StandardScaler standardizes a feature by removing the mean and scaling to unit variance using column summary statistics on the samples in the training set.

## Train

In [None]:
from pyspark.ml.feature import StandardScaler

# StandardScaler to scale continuous features vector
scaler = StandardScaler(inputCol="continuous_features", outputCol="scaled_features", withStd=True, withMean=False)

# Fit on train data
scalerModel = scaler.fit(vector_variable_train)

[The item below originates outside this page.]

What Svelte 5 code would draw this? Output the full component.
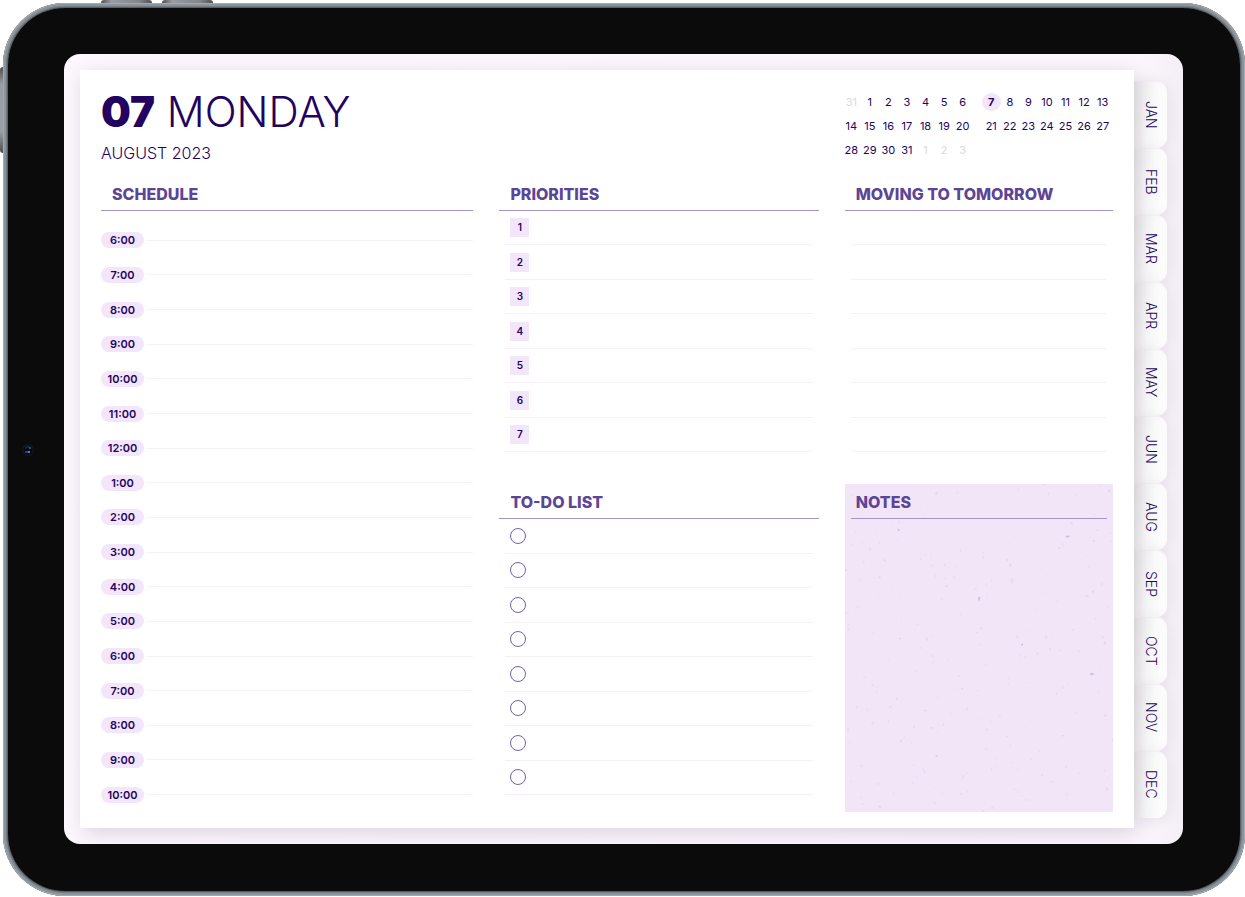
<script>
  const months = ['JAN', 'FEB', 'MAR', 'APR', 'MAY', 'JUN', 'AUG', 'SEP', 'OCT', 'NOV', 'DEC'];
  const hours = [6, 7, 8, 9, 10, 11, 12, 1, 2, 3, 4, 5, 6, 7, 8, 9, 10];
  const priorities = [1, 2, 3, 4, 5, 6, 7];
  const tasks = [1, 2, 3, 4, 5, 6, 7, 8];

  const day = (n, kind = '') => ({ n, kind });
  const run = (from, to, kind = '') =>
    Array.from({ length: to - from + 1 }, (_, i) => day(from + i, kind));

  const weeks = [
    [[day(31, 'faded'), ...run(1, 6)], [day(7, 'current'), ...run(8, 13)]],
    [run(14, 20), run(21, 27)],
    [[...run(28, 31), ...run(1, 3, 'faded')], Array.from({ length: 7 }, () => day(''))]
  ];

  // Paper fibres scattered over the notes card, from a fixed seed.
  let seed = 41;
  const rand = () => (seed = (seed * 16807) % 2147483647) / 2147483647;
  const specks = Array.from({ length: 260 }, () => ({
    x: rand() * 100,
    y: rand() * 100,
    rx: 0.4 + rand() * 1.1,
    ry: 0.4 + rand() * 1.1,
    o: 0.05 + rand() * 0.13
  }));
  const knots = [
    { x: 83, y: 16, rx: 2, ry: 1 },
    { x: 20, y: 14, rx: 1, ry: 1 },
    { x: 50, y: 35, rx: 1, ry: 2 },
    { x: 66, y: 49, rx: 1, ry: 1 },
    { x: 92, y: 58, rx: 2, ry: 1 }
  ];
</script>

<div class="stage">
  <span class="key key-one"></span>
  <span class="key key-two"></span>
  <span class="key key-side"></span>
  <div class="tablet">
    <div class="bezel">
      <svg class="camera" viewBox="0 0 14 14" aria-hidden="true">
        <circle cx="7" cy="7" r="6.5" fill="#10131a" />
        <circle cx="7" cy="7" r="4.500" fill="#050811" />
        <path d="M4 5.5 Q6 3 9 4" stroke="#14244f" stroke-width="2" fill="none" />
        <rect x="8" y="4" width="2" height="2" fill="#2c5670" />
        <rect x="4" y="8" width="3" height="2" fill="#2c3795" />
        <rect x="7" y="8" width="2" height="2" fill="#5e83ad" />
      </svg>
      <div class="screen">
        <main class="page">
          <header>
            <div>
              <h1><b>07</b> MONDAY</h1>
              <p class="month">AUGUST 2023</p>
            </div>
            <table class="calendar">
              <tbody>
                {#each weeks as [first, second]}
                  <tr>
                    {#each first as d}<td class={d.kind}><span>{d.n}</span></td>{/each}
                    <td class="spacer"></td>
                    {#each second as d}<td class={d.kind}><span>{d.n}</span></td>{/each}
                  </tr>
                {/each}
              </tbody>
            </table>
          </header>

          <div class="columns">
            <section class="column">
              <h2>SCHEDULE</h2>
              <ul class="hours">
                {#each hours as h}
                  <li><time>{h}:00</time></li>
                {/each}
              </ul>
            </section>

            <div class="column">
              <section class="upper">
                <h2>PRIORITIES</h2>
                <ul class="lines">
                  {#each priorities as p}
                    <li><span class="rank">{p}</span></li>
                  {/each}
                </ul>
              </section>
              <section class="lower">
                <h2>TO-DO LIST</h2>
                <ul class="lines">
                  {#each tasks as t}
                    <li><input type="checkbox" aria-label={`To-do ${t}`} /></li>
                  {/each}
                </ul>
              </section>
            </div>

            <div class="column">
              <section class="upper">
                <h2>MOVING TO TOMORROW</h2>
                <ul class="lines">
                  {#each priorities as p}
                    <li></li>
                  {/each}
                </ul>
              </section>
              <section class="lower notes">
                <svg class="paper" aria-hidden="true">
                  {#each specks as s}
                    <ellipse cx="{s.x}%" cy="{s.y}%" rx={s.rx} ry={s.ry} fill="#a58fc0" opacity={s.o} />
                  {/each}
                  {#each knots as k}
                    <ellipse cx="{k.x}%" cy="{k.y}%" rx={k.rx} ry={k.ry} fill="#a892cd" opacity="0.5" />
                  {/each}
                </svg>
                <h2>NOTES</h2>
              </section>
            </div>
          </div>
        </main>

        <nav class="tabs" aria-label="Months">
          {#each months as m}
            <a href="#{m.toLowerCase()}">{m}</a>
          {/each}
        </nav>
      </div>
    </div>
  </div>
</div>

<style>
  :global(body) {
    margin: 0;
    background: #fff;
  }

  .stage,
  .stage * {
    box-sizing: border-box;
  }

  .stage {
    position: relative;
    display: flex;
    min-height: 100vh;
    padding: 3px 0 1px 3px;
    font-family: Inter, 'Liberation Sans', sans-serif;
    color: #220360;
  }

  .key {
    position: absolute;
    background: linear-gradient(90deg, #4c4f53, #989da4 20%, #80858b 75%, #4c4f53);
  }

  .key-one,
  .key-two {
    top: 0;
    width: 51px;
    height: 4px;
    border-radius: 3px 3px 0 0;
  }

  .key-one {
    left: 101px;
  }

  .key-two {
    left: 162px;
  }

  .key-side {
    top: 67px;
    left: 0;
    width: 4px;
    height: 86px;
    border-radius: 3px 0 0 3px;
    background: linear-gradient(#4c4f53, #989da4 20%, #9a9fa5 75%, #4c4f53);
  }

  .tablet {
    position: relative;
    display: flex;
    flex: 1;
    padding: 5px;
    border-radius: 62px;
    background: #7c858d;
    box-shadow: inset 0 0 0 1px #a6aaae, inset 0 0 0 3px #8b9398, inset 0 0 0 4px #747d85, inset 0 0 0 5px #56616b;
  }

  .bezel {
    position: relative;
    display: flex;
    flex: 1;
    padding: 46px 57px 47px 56px;
    border-radius: 57px;
    background: #0b0b0b;
  }

  .camera {
    position: absolute;
    top: calc(50% - 7px);
    left: 13px;
    width: 14px;
    height: 14px;
  }

  .screen {
    display: flex;
    flex: 1;
    padding: 16px;
    border-radius: 16px;
    background: linear-gradient(90deg, #fdf8fe, #fcf6fd 96%, #f4eff6);
    overflow: hidden;
  }

  .page {
    position: relative;
    z-index: 1;
    display: flex;
    flex: 1;
    flex-direction: column;
    padding: 20px 21px 16px;
    background: #fff;
    box-shadow: 3px 5px 20px rgba(50, 25, 65, 0.17);
  }

  header {
    display: flex;
    justify-content: space-between;
    height: 86px;
  }

  h1 {
    margin: 0;
    font-size: 42px;
    font-weight: 300;
    line-height: 44px;
  }

  h1 b {
    font-weight: 900;
  }

  .month {
    margin: 8px 0 0;
    font-size: 16px;
    font-weight: 300;
    line-height: 22px;
  }

  .calendar {
    width: 270px;
    height: 72px;
    margin-right: 1px;
    border-collapse: collapse;
    table-layout: fixed;
    font-size: 11px;
    line-height: 18px;
  }

  .calendar td {
    height: 24px;
    padding: 0;
    text-align: center;
  }

  .calendar .spacer {
    width: 10px;
  }

  .calendar .faded {
    color: #dcd8e5;
  }

  .calendar .current span {
    display: block;
    border-radius: 9px;
    background: #f4e6fa;
    font-weight: 700;
  }

  .columns {
    display: grid;
    flex: 1;
    grid-template-columns: 372fr 319fr 268fr;
    gap: 26px;
  }

  .column {
    display: flex;
    flex-direction: column;
  }

  h2 {
    height: 35px;
    margin: 0;
    padding: 6px 10px 0 11px;
    border-bottom: 1px solid #a495c8;
    font-size: 16px;
    font-weight: 800;
    line-height: 24px;
    color: #5d4596;
    white-space: nowrap;
  }

  ul {
    display: flex;
    flex: 1;
    flex-direction: column;
    margin: 0;
    padding: 0;
    list-style: none;
  }

  .hours {
    padding-top: 12px;
  }

  .hours li {
    display: flex;
    flex: 1;
    gap: 3px;
    align-items: center;
  }

  .hours li::after {
    flex: 1;
    height: 1px;
    background: #f5f1fb;
    content: '';
  }

  time {
    width: 43px;
    border-radius: 8px;
    background: #f4e6fa;
    font-size: 11px;
    font-weight: 600;
    line-height: 16px;
    text-align: center;
  }

  .upper {
    display: flex;
    flex: 7 1 35px;
    flex-direction: column;
    margin-bottom: 32px;
  }

  .lower {
    display: flex;
    flex: 8 1 52px;
    flex-direction: column;
    padding-bottom: 17px;
  }

  .lines li {
    display: flex;
    flex: 1;
    align-items: center;
    margin: 0 6px;
    padding: 0 5px;
    border-bottom: 1px solid #f5eefb;
  }

  .rank {
    width: 19px;
    background: #f4e6fa;
    font-size: 10px;
    font-weight: 600;
    line-height: 19px;
    text-align: center;
  }

  input {
    width: 16px;
    height: 16px;
    margin: 0;
    border: 1px solid #7560ac;
    border-radius: 50%;
    background: #fff;
    appearance: none;
  }

  .notes {
    position: relative;
    background: #f2e5f8;
  }

  .notes h2 {
    position: relative;
    margin: 0 6px;
    padding: 6px 5px 0;
  }

  .paper {
    position: absolute;
    inset: 0;
    width: 100%;
    height: 100%;
  }

  .tabs {
    display: flex;
    flex-direction: column;
    width: 33px;
    padding: 11px 0 10px;
  }

  .tabs a {
    display: flex;
    flex: 1;
    align-items: center;
    justify-content: center;
    border-radius: 0 11px 11px 0;
    background: linear-gradient(100deg, #ececec, #fafafa 50%, #fdfdfd);
    box-shadow: 3px 2px 14px rgba(50, 30, 65, 0.08), inset 0 1px 0 #f2f0f3;
    font-size: 14px;
    font-weight: 300;
    line-height: 20px;
    color: #220360;
    text-decoration: none;
    writing-mode: vertical-rl;
  }
</style>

# Transforming train dataset
scaled_train = scalerModel.transform(vector_variable_train)
scaled_train.show(truncate = False)

+---------+--------+------------------+-----------+--------------+----------+----------+-------------+------------------+-------------------------------------------------------+---------------------------------------------------------------------------------------------------------------------------------------------------------------+
|longitude|latitude|housing_median_age|total_rooms|total_bedrooms|population|households|median_income|median_house_value|continuous_features                                    |scaled_features                                                                                                                                                |
+---------+--------+------------------+-----------+--------------+----------+----------+-------------+------------------+-------------------------------------------------------+---------------------------------------------------------------------------------------------------------------------------------------------------

## Test

In [None]:
# Transforming test dataset
scaled_test = scalerModel.transform(vector_variable_test)
scaled_test.show(truncate = False)

+---------+--------+------------------+-----------+--------------+----------+----------+-------------+------------------+-------------------------------------------------------+-------------------------------------------------------------------------------------------------------------------------------------------------------------+
|longitude|latitude|housing_median_age|total_rooms|total_bedrooms|population|households|median_income|median_house_value|continuous_features                                    |scaled_features                                                                                                                                              |
+---------+--------+------------------+-----------+--------------+----------+----------+-------------+------------------+-------------------------------------------------------+-------------------------------------------------------------------------------------------------------------------------------------------------------

# Bullets


I learnt the following points in pyspark by doing this assignment

*   First of all, I learnt the concept of feature engineering in a clear way and different types of feature engineering tools used in pyspark.
*   Secondly, I learnt how to use important feature engineeing tools like Vector Assembler, Polynomial Expansion, Bucketizer, Normalizer, and StandardScaler in pyspark.
*   Furthermore, this knowledge showed me how to properly prepare data for machine learning by transforming variables into the right format, making my analyses more effective and insightful.
*   Next, I learnt the difference between various transformative functions/tools and now I got to know which type of tools are used in specific situations.
*   Finally, this exercise gave me a valuable handson experience in pyspark dealing with different feature engineering tools, how to set the parameters while using a specific transformative function and how to use it to train and test data.